▶ **REQUIREMENT**: List each line holding the string "React".

══════════

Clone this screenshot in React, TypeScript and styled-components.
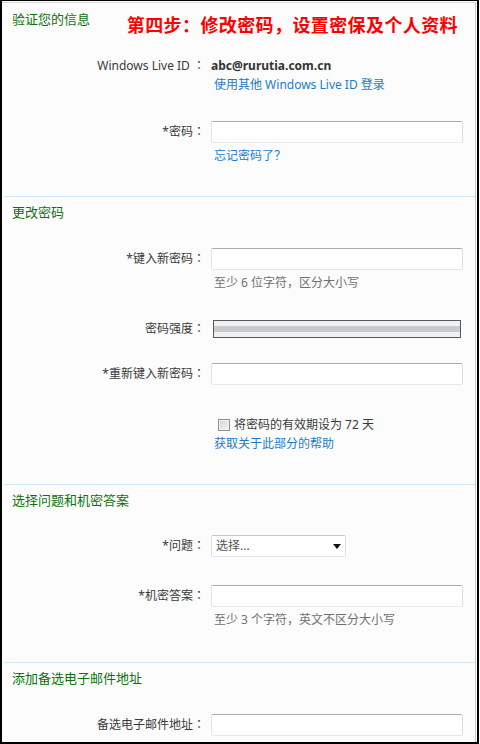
import React from "react";
import styled, { createGlobalStyle } from "styled-components";

const Global = createGlobalStyle`
  html, body { margin: 0; padding: 0; background: #fff; }
  body { font-family: "Noto Sans", "Noto Sans CJK SC", sans-serif; font-size: 12px; color: #333; }
  * { box-sizing: border-box; }
`;

const Frame = styled.div`
  width: 479px;
  height: 744px;
  border-top: 1px solid #000;
  border-left: 2px solid #000;
  border-right: 2px solid #000;
  border-bottom: 2px solid #000;
  display: flex;
  flex-direction: column;
  background: #fff;
`;

const Panel = styled.div`
  flex: 1;
  width: 474px;
  margin-top: 1px;
  border-top: 1px solid #d9d9d9;
  border-right: 1px solid #cacaca;
  background: #fcfcfd;
`;

const Section = styled.section<{ $first?: boolean; $pb?: number }>`
  margin-left: 2px;
  border-top: ${(p) => (p.$first ? "none" : "1px solid #d3e8f5")};
  padding-bottom: ${(p) => p.$pb ?? 0}px;
`;

const Header = styled.div`
  display: flex;
  align-items: flex-start;
  margin-top: 7px;
`;

const Heading = styled.h2<{ $mt?: number }>`
  margin: ${(p) => p.$mt ?? 0}px 0 0 0;
  padding-left: 8px;
  font-size: 13px;
  line-height: 18px;
  font-weight: normal;
  color: #0c730c;
`;

const StepTitle = styled.div`
  margin: 2px 17px 0 auto;
  font-family: "Noto Sans CJK SC", sans-serif;
  font-size: 18px;
  letter-spacing: 0.4px;
  line-height: 24px;
  font-weight: bold;
  color: #ff0000;
`;

const Row = styled.div<{ $mt: number }>`
  display: grid;
  grid-template-columns: 201px 1fr;
  column-gap: 6px;
  align-items: center;
  margin-top: ${(p) => p.$mt}px;
`;

const Label = styled.label<{ $lh?: number }>`
  display: block;
  height: ${(p) => p.$lh ?? 18}px;
  text-align: right;
  line-height: ${(p) => p.$lh ?? 18}px;
  color: #3a3a3a;
  white-space: nowrap;
`;

const Colon = styled.span`
  font-family: "Noto Sans CJK TC", sans-serif;
  line-height: 0;
`;

const Value = styled.div`
  font-weight: bold;
  line-height: 19px;
  color: #333;
`;

const TextBox = styled.div<{ $w?: number }>`
  width: ${(p) => p.$w ?? 252}px;
  height: 22px;
  background: #fff;
  border: 1px solid;
  border-color: #abadb3 #dbdfe6 #e3e9ef #e2e3ea;
  border-radius: 2px;
`;

const SelectBox = styled.div`
  width: 135px;
  height: 22px;
  background: #fff;
  border: 1px solid;
  border-color: #c5c7cc #dcdfe5 #e3e7ec #dcdfe5;
  border-radius: 2px;
  display: flex;
  align-items: center;
  justify-content: space-between;
  padding: 0 4px 0 4px;
  color: #555;
  line-height: 18px;
`;

const Strength = styled.div`
  margin-left: 2px;
  width: 248px;
  height: 18px;
  border: 1px solid #595959;
  background: #f0f0f0;
  display: flex;
  flex-direction: column;
  justify-content: center;
`;

const StrengthStripe = styled.div`
  height: 6px;
  background: #c9cccf;
`;

const Note = styled.div<{ $mt?: number; $lh?: number; $link?: boolean }>`
  margin-top: ${(p) => p.$mt ?? 0}px;
  padding-left: 210px;
  line-height: ${(p) => p.$lh ?? 18}px;
  color: ${(p) => (p.$link ? "#1b7ad0" : "#707070")};
  white-space: nowrap;
`;

const CheckLine = styled.div<{ $mt: number }>`
  margin-top: ${(p) => p.$mt}px;
  padding-left: 214px;
  display: flex;
  align-items: center;
  line-height: 19px;
  color: #3a3a3a;
`;

const CheckBox = styled.span`
  width: 12px;
  height: 12px;
  border: 1px solid #8e8f8f;
  background: linear-gradient(135deg, #d4d4d4 0%, #f4f4f4 100%);
  box-shadow: inset 0 0 0 1px #f2f2f2;
  margin-right: 4px;
  flex: none;
`;

const L = ({ text, lh }: { text: string; lh?: number }) => (
  <Label $lh={lh}>
    {text}
    <Colon>：</Colon>
  </Label>
);

export default function App() {
  return (
    <>
      <Global />
      <Frame>
        <Panel>
          <Section $first $pb={31}>
            <Header>
              <Heading>验证您的信息</Heading>
              <StepTitle>第四步：修改密码，设置密保及个人资料</StepTitle>
            </Header>
            <Row $mt={20}>
              <L text="Windows Live ID " lh={19} />
              <Value>abc@rurutia.com.cn</Value>
            </Row>
            <Note $lh={19} $link>使用其他 Windows Live ID 登录</Note>
            <Row $mt={27}>
              <L text="*密码" />
              <TextBox />
            </Row>
            <Note $mt={4} $link>忘记密码了？</Note>
          </Section>

          <Section $pb={31}>
            <Heading $mt={6}>更改密码</Heading>
            <Row $mt={27}>
              <L text="*键入新密码" />
              <TextBox />
            </Row>
            <Note $mt={4}>至少 6 位字符，区分大小写</Note>
            <Row $mt={28}>
              <L text="密码强度" />
              <Strength>
                <StrengthStripe />
              </Strength>
            </Row>
            <Row $mt={25}>
              <L text="*重新键入新密码" />
              <TextBox />
            </Row>
            <CheckLine $mt={30}>
              <CheckBox />
              将密码的有效期设为 72 天
            </CheckLine>
            <Note $lh={19} $link>获取关于此部分的帮助</Note>
          </Section>

          <Section $pb={33}>
            <Heading $mt={6}>选择问题和机密答案</Heading>
            <Row $mt={26}>
              <L text="*问题" />
              <SelectBox>
                <span>选择...</span>
                <svg width="8" height="5" viewBox="0 0 8 5">
                  <path d="M0 0 H8 L4 5 Z" fill="#111" />
                </svg>
              </SelectBox>
            </Row>
            <Row $mt={28}>
              <L text="*机密答案" />
              <TextBox />
            </Row>
            <Note $mt={4}>至少 3 个字符，英文不区分大小写</Note>
          </Section>

          <Section>
            <Heading $mt={6}>添加备选电子邮件地址</Heading>
            <Row $mt={27}>
              <L text="备选电子邮件地址" />
              <TextBox />
            </Row>
          </Section>
        </Panel>
      </Frame>
    </>
  );
}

══════════

▶ **ANSWER TO THE TASK**:
Clone this screenshot in React, TypeScript and styled-components.
import React from "react";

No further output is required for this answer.